Objective → Images excluded, repeat each entry below exactly.

Provided information →

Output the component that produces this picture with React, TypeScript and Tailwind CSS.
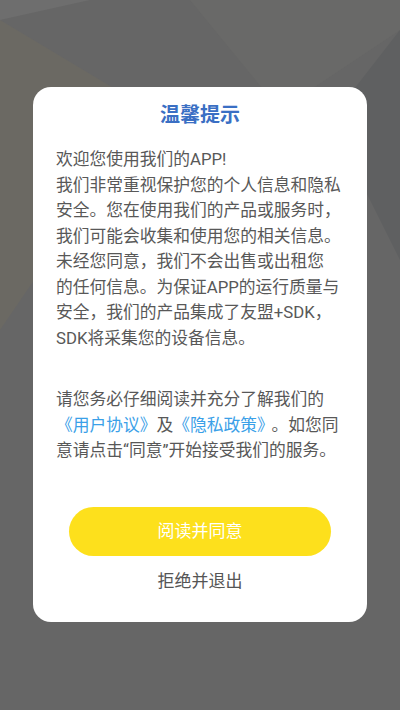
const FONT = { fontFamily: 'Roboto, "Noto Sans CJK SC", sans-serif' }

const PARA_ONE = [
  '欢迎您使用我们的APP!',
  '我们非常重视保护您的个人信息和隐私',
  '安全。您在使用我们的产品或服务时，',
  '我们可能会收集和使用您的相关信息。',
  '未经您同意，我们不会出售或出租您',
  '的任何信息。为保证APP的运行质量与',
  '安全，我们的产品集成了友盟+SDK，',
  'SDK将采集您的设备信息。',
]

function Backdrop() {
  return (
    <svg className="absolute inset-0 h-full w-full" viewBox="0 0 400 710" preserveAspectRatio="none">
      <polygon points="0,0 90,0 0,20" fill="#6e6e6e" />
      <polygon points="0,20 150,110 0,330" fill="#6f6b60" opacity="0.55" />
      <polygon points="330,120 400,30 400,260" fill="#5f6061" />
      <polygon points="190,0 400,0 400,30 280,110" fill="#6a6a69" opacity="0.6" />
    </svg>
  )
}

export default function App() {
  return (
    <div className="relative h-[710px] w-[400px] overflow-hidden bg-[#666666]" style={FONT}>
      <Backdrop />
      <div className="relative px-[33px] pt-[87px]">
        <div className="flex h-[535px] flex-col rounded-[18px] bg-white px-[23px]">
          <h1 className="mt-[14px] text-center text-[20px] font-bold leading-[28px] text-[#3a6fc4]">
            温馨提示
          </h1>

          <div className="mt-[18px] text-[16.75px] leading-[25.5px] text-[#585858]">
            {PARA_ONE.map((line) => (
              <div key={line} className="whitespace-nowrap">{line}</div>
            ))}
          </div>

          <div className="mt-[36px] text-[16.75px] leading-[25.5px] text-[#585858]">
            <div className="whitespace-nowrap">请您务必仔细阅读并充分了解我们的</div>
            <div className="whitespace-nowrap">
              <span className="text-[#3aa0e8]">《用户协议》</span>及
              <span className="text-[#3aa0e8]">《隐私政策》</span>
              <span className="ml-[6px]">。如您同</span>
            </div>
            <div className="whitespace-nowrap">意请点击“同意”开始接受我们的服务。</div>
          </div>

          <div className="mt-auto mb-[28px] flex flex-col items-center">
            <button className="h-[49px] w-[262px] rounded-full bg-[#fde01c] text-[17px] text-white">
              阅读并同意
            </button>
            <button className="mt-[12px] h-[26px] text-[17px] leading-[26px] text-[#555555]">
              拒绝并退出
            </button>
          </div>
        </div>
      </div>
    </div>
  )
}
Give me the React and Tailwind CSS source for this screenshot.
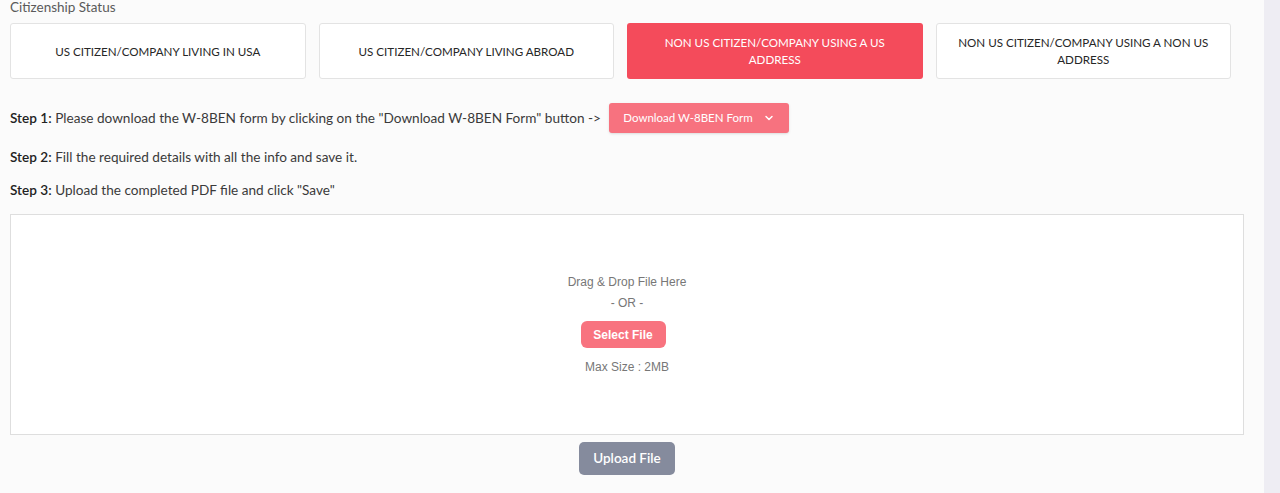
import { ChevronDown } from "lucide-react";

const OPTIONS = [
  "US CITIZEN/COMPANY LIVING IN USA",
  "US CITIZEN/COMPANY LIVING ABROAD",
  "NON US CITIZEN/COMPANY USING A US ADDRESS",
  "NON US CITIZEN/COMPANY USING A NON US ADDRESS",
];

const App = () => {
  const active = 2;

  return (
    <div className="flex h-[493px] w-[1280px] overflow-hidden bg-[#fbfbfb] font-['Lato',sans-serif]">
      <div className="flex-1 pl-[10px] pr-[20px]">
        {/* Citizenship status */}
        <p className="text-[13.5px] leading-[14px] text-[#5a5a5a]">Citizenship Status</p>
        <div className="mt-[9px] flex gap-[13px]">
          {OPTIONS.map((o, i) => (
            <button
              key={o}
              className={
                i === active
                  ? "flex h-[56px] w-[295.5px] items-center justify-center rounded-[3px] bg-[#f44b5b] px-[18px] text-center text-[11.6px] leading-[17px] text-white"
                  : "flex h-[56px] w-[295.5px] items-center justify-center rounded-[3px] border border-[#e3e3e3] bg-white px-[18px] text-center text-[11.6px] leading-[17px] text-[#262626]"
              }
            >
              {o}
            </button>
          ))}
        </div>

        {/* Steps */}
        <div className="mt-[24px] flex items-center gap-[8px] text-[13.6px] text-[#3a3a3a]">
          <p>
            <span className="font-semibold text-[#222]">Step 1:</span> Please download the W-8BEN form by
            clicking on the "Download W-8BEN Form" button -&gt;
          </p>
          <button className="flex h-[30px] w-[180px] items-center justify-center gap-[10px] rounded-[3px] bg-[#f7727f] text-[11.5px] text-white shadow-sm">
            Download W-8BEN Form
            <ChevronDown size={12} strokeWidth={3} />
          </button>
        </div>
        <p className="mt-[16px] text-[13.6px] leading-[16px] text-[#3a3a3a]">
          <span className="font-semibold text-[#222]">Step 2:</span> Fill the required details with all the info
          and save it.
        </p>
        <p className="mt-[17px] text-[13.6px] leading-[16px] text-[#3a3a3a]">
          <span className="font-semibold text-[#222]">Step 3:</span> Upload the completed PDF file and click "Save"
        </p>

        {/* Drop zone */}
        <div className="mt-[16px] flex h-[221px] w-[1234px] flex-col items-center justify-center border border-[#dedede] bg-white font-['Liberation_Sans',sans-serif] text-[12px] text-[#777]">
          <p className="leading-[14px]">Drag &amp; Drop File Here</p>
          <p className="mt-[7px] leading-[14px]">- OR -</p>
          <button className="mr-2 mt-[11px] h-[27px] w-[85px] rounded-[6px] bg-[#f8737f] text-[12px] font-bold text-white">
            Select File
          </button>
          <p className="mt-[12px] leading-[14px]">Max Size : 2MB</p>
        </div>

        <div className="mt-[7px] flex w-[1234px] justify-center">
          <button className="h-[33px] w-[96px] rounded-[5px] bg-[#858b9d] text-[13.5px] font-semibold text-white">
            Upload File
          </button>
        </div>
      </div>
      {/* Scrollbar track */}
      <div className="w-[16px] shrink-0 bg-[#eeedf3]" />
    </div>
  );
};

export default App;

Output below →
Output the component that produces this picture with React, TypeScript and Tailwind CSS.
const FONT = { fontFamily: 'Roboto, "Noto Sans CJK SC", sans-serif' }

const PARA_ONE = [
  '欢迎您使用我们的APP!',
  '我们非常重视保护您的个人信息和隐私',
  '安全。您在使用我们的产品或服务时，',
  '我们可能会收集和使用您的相关信息。',
  '未经您同意，我们不会出售或出租您',
  '的任何信息。为保证APP的运行质量与',
  '安全，我们的产品集成了友盟+SDK，',
  'SDK将采集您的设备信息。',
]

function Backdrop() {
  return (
    <svg className="absolute inset-0 h-full w-full" viewBox="0 0 400 710" preserveAspectRatio="none">
      <polygon points="0,0 90,0 0,20" fill="#6e6e6e" />
      <polygon points="0,20 150,110 0,330" fill="#6f6b60" opacity="0.55" />
      <polygon points="330,120 400,30 400,260" fill="#5f6061" />
      <polygon points="190,0 400,0 400,30 280,110" fill="#6a6a69" opacity="0.6" />
    </svg>
  )
}

export default function App() {
  return (
    <div className="relative h-[710px] w-[400px] overflow-hidden bg-[#666666]" style={FONT}>
      <Backdrop />
      <div className="relative px-[33px] pt-[87px]">
        <div className="flex h-[535px] flex-col rounded-[18px] bg-white px-[23px]">
          <h1 className="mt-[14px] text-center text-[20px] font-bold leading-[28px] text-[#3a6fc4]">
            温馨提示
          </h1>

          <div className="mt-[18px] text-[16.75px] leading-[25.5px] text-[#585858]">
            {PARA_ONE.map((line) => (
              <div key={line} className="whitespace-nowrap">{line}</div>
            ))}
          </div>

          <div className="mt-[36px] text-[16.75px] leading-[25.5px] text-[#585858]">
            <div className="whitespace-nowrap">请您务必仔细阅读并充分了解我们的</div>
            <div className="whitespace-nowrap">
              <span className="text-[#3aa0e8]">《用户协议》</span>及
              <span className="text-[#3aa0e8]">《隐私政策》</span>
              <span className="ml-[6px]">。如您同</span>
            </div>
            <div className="whitespace-nowrap">意请点击“同意”开始接受我们的服务。</div>
          </div>

          <div className="mt-auto mb-[28px] flex flex-col items-center">
            <button className="h-[49px] w-[262px] rounded-full bg-[#fde01c] text-[17px] text-white">
              阅读并同意
            </button>
            <button className="mt-[12px] h-[26px] text-[17px] leading-[26px] text-[#555555]">
              拒绝并退出
            </button>
          </div>
        </div>
      </div>
    </div>
  )
}
Give me the React and Tailwind CSS source for this screenshot.
import { ChevronDown } from "lucide-react";

const OPTIONS = [
  "US CITIZEN/COMPANY LIVING IN USA",
  "US CITIZEN/COMPANY LIVING ABROAD",
  "NON US CITIZEN/COMPANY USING A US ADDRESS",
  "NON US CITIZEN/COMPANY USING A NON US ADDRESS",
];

const App = () => {
  const active = 2;

  return (
    <div className="flex h-[493px] w-[1280px] overflow-hidden bg-[#fbfbfb] font-['Lato',sans-serif]">
      <div className="flex-1 pl-[10px] pr-[20px]">
        {/* Citizenship status */}
        <p className="text-[13.5px] leading-[14px] text-[#5a5a5a]">Citizenship Status</p>
        <div className="mt-[9px] flex gap-[13px]">
          {OPTIONS.map((o, i) => (
            <button
              key={o}
              className={
                i === active
                  ? "flex h-[56px] w-[295.5px] items-center justify-center rounded-[3px] bg-[#f44b5b] px-[18px] text-center text-[11.6px] leading-[17px] text-white"
                  : "flex h-[56px] w-[295.5px] items-center justify-center rounded-[3px] border border-[#e3e3e3] bg-white px-[18px] text-center text-[11.6px] leading-[17px] text-[#262626]"
              }
            >
              {o}
            </button>
          ))}
        </div>

        {/* Steps */}
        <div className="mt-[24px] flex items-center gap-[8px] text-[13.6px] text-[#3a3a3a]">
          <p>
            <span className="font-semibold text-[#222]">Step 1:</span> Please download the W-8BEN form by
            clicking on the "Download W-8BEN Form" button -&gt;
          </p>
          <button className="flex h-[30px] w-[180px] items-center justify-center gap-[10px] rounded-[3px] bg-[#f7727f] text-[11.5px] text-white shadow-sm">
            Download W-8BEN Form
            <ChevronDown size={12} strokeWidth={3} />
          </button>
        </div>
        <p className="mt-[16px] text-[13.6px] leading-[16px] text-[#3a3a3a]">
          <span className="font-semibold text-[#222]">Step 2:</span> Fill the required details with all the info
          and save it.
        </p>
        <p className="mt-[17px] text-[13.6px] leading-[16px] text-[#3a3a3a]">
          <span className="font-semibold text-[#222]">Step 3:</span> Upload the completed PDF file and click "Save"
        </p>

        {/* Drop zone */}
        <div className="mt-[16px] flex h-[221px] w-[1234px] flex-col items-center justify-center border border-[#dedede] bg-white font-['Liberation_Sans',sans-serif] text-[12px] text-[#777]">
          <p className="leading-[14px]">Drag &amp; Drop File Here</p>
          <p className="mt-[7px] leading-[14px]">- OR -</p>
          <button className="mr-2 mt-[11px] h-[27px] w-[85px] rounded-[6px] bg-[#f8737f] text-[12px] font-bold text-white">
            Select File
          </button>
          <p className="mt-[12px] leading-[14px]">Max Size : 2MB</p>
        </div>

        <div className="mt-[7px] flex w-[1234px] justify-center">
          <button className="h-[33px] w-[96px] rounded-[5px] bg-[#858b9d] text-[13.5px] font-semibold text-white">
            Upload File
          </button>
        </div>
      </div>
      {/* Scrollbar track */}
      <div className="w-[16px] shrink-0 bg-[#eeedf3]" />
    </div>
  );
};

export default App;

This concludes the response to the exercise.